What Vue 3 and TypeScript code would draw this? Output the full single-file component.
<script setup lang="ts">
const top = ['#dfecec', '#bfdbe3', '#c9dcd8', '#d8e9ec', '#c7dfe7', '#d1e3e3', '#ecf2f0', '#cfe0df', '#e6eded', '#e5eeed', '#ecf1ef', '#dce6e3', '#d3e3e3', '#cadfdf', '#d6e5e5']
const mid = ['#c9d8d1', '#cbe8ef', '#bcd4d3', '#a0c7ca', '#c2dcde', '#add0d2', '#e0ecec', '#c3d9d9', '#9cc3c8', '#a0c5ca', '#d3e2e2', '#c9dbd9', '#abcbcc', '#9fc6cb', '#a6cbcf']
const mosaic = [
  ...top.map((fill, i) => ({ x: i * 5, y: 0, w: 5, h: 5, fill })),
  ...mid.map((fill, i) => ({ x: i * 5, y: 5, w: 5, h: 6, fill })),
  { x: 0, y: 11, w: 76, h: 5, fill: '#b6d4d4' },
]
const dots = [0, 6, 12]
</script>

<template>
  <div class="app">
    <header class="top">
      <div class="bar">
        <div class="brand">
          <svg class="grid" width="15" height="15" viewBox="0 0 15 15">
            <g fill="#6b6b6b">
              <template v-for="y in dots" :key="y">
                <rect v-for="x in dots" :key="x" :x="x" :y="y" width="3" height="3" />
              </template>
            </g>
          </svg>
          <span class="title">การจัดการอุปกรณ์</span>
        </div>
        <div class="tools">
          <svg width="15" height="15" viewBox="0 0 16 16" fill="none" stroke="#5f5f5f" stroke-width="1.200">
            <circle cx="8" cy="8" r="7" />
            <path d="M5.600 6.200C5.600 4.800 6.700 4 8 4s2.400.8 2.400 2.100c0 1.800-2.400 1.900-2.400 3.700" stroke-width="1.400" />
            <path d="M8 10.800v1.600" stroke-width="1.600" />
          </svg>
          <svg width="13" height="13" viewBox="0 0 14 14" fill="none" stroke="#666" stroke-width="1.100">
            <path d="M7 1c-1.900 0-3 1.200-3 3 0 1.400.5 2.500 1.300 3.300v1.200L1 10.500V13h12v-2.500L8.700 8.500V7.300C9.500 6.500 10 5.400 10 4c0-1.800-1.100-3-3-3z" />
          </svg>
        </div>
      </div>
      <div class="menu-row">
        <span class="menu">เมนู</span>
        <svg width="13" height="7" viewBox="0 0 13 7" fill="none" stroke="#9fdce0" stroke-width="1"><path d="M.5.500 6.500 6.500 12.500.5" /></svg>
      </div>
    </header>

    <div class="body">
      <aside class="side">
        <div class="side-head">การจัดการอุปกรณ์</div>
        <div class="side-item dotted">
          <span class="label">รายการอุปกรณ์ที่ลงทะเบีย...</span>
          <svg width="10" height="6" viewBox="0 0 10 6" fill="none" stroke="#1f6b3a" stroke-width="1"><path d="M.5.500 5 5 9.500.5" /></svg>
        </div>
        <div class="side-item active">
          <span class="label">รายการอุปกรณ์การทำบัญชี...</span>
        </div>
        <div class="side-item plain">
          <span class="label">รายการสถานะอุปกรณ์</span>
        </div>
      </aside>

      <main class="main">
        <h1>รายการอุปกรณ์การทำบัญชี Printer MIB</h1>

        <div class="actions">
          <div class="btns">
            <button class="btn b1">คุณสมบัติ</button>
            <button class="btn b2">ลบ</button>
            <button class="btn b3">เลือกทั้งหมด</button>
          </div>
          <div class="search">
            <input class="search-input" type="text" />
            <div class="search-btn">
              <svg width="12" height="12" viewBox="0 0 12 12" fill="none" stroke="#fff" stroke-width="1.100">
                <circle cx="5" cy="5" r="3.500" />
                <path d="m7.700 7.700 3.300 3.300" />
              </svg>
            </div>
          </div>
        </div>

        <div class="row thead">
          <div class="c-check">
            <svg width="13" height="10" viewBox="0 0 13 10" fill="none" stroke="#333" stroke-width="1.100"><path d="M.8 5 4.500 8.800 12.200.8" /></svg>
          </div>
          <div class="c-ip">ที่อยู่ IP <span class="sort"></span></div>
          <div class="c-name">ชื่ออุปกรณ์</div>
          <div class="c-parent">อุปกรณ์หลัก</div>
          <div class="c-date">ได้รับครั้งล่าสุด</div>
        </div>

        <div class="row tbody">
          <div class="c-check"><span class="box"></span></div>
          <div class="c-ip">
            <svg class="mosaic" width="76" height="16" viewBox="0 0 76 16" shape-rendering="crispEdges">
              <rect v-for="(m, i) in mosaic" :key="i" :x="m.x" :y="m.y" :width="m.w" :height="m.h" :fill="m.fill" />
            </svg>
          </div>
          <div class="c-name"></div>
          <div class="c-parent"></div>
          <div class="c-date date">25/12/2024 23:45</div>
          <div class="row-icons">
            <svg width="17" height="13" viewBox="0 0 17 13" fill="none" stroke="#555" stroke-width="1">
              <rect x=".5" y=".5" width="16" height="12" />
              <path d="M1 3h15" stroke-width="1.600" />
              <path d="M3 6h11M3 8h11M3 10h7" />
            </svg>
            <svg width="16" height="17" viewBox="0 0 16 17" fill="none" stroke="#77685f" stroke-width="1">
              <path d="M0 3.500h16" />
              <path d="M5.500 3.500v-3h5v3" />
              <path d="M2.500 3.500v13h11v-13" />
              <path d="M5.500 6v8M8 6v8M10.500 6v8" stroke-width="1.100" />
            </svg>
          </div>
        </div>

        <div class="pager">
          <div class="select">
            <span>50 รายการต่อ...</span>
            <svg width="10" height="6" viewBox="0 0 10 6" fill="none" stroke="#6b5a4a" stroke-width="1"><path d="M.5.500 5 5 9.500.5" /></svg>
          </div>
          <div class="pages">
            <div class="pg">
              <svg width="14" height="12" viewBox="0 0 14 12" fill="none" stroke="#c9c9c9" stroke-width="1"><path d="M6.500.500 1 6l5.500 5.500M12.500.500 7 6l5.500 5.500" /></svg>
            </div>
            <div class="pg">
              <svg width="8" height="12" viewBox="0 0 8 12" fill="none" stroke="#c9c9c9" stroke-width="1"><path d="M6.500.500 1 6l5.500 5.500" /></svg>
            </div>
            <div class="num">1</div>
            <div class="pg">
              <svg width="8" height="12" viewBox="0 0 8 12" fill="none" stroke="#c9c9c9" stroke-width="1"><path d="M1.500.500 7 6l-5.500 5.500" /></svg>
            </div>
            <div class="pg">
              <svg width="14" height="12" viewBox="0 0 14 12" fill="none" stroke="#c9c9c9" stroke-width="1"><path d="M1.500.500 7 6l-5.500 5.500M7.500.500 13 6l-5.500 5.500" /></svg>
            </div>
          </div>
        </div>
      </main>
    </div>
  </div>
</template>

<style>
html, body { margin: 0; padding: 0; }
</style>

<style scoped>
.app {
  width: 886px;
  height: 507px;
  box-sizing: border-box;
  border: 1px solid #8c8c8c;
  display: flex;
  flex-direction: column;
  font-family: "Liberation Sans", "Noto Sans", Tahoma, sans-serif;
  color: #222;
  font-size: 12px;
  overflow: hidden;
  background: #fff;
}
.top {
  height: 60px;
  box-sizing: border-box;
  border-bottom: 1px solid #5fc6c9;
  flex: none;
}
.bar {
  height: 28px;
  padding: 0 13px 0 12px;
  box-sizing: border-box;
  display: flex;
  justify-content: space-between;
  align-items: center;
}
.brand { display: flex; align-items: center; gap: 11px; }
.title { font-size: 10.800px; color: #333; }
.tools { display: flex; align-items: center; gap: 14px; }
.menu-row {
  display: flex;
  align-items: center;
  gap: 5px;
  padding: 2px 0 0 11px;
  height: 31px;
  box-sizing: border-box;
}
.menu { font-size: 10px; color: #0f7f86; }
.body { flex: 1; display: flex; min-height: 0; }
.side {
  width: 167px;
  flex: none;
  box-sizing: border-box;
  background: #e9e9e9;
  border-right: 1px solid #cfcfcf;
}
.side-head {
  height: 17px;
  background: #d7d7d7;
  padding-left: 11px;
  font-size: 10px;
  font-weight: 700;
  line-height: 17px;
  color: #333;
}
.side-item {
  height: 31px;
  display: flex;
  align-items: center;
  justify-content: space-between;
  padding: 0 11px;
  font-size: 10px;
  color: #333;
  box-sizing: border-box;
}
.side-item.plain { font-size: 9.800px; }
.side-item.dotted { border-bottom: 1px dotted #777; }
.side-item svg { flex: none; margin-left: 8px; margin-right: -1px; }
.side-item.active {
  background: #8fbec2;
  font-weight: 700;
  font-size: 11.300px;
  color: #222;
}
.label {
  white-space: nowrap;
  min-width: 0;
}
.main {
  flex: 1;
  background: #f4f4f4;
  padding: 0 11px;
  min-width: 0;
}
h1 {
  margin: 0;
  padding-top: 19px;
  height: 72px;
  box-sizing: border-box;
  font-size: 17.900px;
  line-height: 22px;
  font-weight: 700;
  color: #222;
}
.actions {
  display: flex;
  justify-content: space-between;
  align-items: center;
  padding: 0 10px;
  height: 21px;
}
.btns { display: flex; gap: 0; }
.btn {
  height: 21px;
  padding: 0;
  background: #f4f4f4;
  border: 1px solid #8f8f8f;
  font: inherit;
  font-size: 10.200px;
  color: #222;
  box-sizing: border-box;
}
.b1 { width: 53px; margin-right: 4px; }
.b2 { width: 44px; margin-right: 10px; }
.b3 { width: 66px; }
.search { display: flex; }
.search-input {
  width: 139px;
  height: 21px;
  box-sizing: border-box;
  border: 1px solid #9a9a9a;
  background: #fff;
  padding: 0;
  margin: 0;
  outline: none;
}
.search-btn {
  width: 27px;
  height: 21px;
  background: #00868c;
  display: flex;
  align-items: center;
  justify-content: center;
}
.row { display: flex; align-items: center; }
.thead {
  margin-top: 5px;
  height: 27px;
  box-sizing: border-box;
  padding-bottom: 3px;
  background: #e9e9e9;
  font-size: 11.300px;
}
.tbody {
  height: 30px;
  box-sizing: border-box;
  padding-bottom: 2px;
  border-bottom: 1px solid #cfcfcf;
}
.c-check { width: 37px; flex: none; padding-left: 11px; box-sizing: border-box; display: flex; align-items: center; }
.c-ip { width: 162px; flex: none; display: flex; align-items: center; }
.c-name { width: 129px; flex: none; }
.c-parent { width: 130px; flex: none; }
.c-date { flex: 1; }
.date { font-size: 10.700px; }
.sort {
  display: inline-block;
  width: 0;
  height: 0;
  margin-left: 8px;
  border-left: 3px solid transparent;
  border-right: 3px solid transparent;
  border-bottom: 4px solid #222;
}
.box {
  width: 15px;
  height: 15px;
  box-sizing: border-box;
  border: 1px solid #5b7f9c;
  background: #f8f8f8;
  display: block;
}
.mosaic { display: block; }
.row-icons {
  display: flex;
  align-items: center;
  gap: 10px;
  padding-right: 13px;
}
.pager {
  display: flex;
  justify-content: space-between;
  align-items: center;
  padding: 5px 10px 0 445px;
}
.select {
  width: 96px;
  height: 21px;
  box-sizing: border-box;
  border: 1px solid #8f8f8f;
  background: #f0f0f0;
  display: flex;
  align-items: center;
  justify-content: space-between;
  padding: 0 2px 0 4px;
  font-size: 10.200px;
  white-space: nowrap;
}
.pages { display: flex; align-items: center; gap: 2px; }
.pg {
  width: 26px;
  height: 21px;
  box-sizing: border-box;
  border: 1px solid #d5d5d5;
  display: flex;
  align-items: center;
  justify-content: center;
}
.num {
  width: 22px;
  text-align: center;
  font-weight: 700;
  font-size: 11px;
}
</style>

════════════════

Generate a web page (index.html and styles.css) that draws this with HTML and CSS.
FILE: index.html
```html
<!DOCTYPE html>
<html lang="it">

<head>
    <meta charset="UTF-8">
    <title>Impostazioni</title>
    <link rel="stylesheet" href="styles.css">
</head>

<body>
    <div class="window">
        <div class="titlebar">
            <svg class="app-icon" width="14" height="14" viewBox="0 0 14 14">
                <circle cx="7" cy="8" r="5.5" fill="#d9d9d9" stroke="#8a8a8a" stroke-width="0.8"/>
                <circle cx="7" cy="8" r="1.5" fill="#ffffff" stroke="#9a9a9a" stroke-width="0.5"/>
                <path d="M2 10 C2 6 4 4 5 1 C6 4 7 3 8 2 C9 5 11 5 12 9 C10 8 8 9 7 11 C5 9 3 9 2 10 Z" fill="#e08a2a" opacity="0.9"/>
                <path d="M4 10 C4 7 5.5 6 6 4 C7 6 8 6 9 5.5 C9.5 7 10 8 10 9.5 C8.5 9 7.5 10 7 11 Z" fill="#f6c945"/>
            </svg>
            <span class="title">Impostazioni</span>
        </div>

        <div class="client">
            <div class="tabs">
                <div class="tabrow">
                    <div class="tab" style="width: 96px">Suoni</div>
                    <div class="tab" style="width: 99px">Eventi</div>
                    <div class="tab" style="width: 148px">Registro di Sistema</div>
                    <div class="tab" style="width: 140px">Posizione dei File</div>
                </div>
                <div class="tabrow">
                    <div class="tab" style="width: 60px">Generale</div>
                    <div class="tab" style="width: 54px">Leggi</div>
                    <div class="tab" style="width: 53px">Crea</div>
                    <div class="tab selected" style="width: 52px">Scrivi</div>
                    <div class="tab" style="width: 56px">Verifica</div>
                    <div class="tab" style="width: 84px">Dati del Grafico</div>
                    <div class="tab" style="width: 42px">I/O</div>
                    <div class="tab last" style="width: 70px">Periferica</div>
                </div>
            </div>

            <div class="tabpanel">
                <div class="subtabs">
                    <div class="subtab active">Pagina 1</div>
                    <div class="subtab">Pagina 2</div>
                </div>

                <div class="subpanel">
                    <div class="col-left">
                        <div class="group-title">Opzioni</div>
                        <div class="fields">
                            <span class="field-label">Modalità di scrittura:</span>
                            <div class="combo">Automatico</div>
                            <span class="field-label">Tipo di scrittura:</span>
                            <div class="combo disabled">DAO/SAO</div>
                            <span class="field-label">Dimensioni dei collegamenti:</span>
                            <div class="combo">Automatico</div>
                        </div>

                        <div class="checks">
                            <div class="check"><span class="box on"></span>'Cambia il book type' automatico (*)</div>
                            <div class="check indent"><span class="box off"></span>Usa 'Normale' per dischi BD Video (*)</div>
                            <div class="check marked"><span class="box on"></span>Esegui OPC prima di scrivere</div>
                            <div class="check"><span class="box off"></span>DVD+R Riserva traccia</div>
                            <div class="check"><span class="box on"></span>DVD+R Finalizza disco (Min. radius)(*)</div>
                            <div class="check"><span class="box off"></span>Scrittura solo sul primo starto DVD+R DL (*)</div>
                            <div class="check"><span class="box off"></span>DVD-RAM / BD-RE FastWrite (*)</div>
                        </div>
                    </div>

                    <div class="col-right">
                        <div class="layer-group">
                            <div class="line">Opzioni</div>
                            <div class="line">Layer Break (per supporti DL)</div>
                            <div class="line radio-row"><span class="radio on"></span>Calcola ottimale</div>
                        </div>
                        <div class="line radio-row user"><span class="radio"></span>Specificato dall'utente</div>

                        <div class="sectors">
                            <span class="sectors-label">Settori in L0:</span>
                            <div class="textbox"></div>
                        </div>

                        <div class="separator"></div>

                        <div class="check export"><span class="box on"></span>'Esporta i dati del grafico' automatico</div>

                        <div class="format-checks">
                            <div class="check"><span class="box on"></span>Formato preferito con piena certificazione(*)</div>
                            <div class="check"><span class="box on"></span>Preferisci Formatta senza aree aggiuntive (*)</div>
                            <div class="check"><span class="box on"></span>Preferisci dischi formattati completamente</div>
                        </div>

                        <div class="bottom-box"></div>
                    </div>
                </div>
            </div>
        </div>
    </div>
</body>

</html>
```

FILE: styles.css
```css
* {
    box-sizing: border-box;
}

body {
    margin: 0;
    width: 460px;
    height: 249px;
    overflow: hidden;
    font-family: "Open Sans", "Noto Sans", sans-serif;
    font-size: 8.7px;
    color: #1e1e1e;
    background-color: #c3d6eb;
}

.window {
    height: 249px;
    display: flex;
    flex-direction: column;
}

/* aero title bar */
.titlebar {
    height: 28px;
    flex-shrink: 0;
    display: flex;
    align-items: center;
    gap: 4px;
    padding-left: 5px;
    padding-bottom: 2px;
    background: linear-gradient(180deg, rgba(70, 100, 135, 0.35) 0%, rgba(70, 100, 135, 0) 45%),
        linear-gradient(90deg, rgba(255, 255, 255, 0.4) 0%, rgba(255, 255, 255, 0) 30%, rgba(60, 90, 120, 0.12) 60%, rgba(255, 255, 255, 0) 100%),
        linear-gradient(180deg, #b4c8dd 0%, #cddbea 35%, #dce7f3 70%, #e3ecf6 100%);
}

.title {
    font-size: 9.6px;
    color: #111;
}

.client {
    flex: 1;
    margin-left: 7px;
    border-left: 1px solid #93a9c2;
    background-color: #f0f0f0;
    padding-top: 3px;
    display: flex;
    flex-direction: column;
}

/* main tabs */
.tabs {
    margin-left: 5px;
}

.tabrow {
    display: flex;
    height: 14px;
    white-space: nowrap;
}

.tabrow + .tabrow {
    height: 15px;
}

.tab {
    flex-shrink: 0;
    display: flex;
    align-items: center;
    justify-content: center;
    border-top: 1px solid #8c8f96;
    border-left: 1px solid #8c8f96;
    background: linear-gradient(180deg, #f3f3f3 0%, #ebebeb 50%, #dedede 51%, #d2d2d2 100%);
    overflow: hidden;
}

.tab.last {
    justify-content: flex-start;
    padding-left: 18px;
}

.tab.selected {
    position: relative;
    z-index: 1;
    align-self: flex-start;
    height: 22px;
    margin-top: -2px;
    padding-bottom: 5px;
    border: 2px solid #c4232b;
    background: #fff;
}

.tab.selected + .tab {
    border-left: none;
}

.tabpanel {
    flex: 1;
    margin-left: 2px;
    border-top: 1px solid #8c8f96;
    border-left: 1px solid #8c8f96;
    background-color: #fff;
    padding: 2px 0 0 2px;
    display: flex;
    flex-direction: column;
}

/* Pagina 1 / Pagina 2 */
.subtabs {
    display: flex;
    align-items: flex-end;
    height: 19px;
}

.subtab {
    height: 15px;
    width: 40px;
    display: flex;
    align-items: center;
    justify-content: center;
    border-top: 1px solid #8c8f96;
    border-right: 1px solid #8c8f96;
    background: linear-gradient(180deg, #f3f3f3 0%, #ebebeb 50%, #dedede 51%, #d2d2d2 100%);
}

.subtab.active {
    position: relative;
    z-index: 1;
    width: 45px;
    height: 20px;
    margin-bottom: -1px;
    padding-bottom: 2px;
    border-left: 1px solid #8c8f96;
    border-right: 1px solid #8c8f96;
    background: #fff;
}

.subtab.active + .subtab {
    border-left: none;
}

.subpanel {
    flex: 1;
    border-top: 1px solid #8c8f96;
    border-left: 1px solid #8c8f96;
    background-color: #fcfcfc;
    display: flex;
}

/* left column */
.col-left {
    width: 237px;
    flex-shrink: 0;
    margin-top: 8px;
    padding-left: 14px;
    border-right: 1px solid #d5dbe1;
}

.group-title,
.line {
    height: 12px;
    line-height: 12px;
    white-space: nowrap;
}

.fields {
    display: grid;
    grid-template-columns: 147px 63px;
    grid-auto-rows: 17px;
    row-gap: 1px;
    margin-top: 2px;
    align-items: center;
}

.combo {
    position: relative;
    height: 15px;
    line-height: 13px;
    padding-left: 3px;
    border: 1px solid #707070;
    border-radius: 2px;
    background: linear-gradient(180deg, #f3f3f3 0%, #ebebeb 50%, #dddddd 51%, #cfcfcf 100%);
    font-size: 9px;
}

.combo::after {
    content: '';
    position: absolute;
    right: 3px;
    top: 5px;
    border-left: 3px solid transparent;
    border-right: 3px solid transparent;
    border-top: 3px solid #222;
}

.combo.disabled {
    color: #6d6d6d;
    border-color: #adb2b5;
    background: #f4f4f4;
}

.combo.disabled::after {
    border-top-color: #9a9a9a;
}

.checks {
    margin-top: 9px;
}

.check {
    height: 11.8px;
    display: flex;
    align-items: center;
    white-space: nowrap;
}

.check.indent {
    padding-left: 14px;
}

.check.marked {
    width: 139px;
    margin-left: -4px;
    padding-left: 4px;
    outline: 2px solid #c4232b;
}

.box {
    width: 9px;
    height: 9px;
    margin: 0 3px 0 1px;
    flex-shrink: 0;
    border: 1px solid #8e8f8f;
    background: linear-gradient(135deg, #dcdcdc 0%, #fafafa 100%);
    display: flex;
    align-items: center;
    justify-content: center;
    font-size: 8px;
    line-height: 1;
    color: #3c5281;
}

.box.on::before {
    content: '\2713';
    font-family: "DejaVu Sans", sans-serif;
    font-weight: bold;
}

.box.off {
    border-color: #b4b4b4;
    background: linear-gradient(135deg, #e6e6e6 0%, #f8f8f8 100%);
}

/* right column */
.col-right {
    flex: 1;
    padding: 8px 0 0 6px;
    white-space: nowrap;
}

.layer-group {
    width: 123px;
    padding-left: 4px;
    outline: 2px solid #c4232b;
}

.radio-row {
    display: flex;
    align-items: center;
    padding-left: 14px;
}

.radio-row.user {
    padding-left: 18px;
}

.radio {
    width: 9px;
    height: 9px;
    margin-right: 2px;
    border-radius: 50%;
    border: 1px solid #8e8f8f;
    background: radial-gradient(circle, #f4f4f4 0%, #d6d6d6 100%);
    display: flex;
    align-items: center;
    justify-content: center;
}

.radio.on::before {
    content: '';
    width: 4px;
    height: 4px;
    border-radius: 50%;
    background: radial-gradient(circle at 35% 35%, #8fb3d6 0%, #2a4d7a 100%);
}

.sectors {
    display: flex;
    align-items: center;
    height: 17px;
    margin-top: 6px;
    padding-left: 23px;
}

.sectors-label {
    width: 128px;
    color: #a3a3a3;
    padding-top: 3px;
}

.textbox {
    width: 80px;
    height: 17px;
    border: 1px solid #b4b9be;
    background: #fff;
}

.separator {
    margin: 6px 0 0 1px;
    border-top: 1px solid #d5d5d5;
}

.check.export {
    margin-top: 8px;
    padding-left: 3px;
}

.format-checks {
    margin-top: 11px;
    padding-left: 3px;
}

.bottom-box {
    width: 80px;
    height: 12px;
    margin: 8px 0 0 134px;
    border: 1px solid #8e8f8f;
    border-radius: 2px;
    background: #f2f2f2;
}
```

════════════════

● TASK BRIEF
Track down every line of the material containing the string "styles", and copy it.

● OUTPUT FOR THIS EXERCISE
Generate a web page (index.html and styles.css) that draws this with HTML and CSS.
    <link rel="stylesheet" href="styles.css">
FILE: styles.css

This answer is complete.